Sunday 19 June 2011

Tracey Emin - 'Love is what you want'

This afternoon Graham and I had a mini holiday swanning around our home town which also doubles as our capital city, London. After we'd had lunch in Islington we abandoned our original plan of joining in the World Literature Weekend because we would have been too late getting there having spent too long in the Compton Arms setting the world to rights with some friends from Union Chapel.

So we jumped on a bus heading towards Waterloo and got off near the South Bank Centre. We decided, since we were there, that we might as well go and see Tracey Emin's exhibition Love is what you want. Neither of us have been what you'd call mad fans of her work but we were prepared to give her a go, so to speak. And the exhibition was amazing.

If the job of an artist is to shed light on some aspect of the human condition that often remains concealed Tracey does that in spades. She mines her personal history and puts it on display for all to see and it's often very confrontational and painful to look at. She is described as a natural storyteller and she says of herself that 'writing is the backbone of everything she does'. She creates blankets with appliquéd words sewn onto them which recount episodes from her family history. She works in neon too so her words are lit up in pinks and blues.

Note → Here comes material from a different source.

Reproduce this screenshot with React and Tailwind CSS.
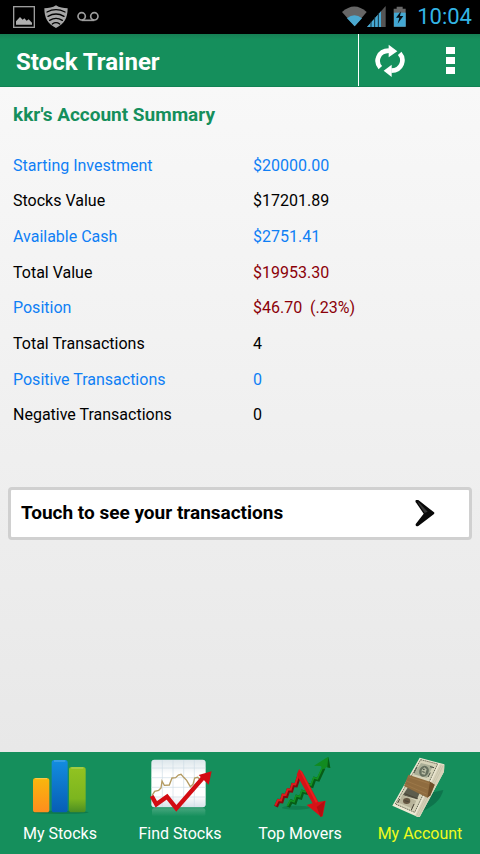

She's made short films which are both funny and poignant and being short deserve watching more than once. Her output is staggering and it includes sculpture and drawings, large and small and collections of memorabilia. I'm often tempted, when visiting an exhibition, to skip over some items and leave with a general view. But in this exhibition I found I was drawn into her work and left feeling emotionally wrung out by the descriptions of sexual abuse, abortions, looking for love, losing love, living alone, the loss of fertility and seeing her beloved Nan's (grandmother) dead body for the last time.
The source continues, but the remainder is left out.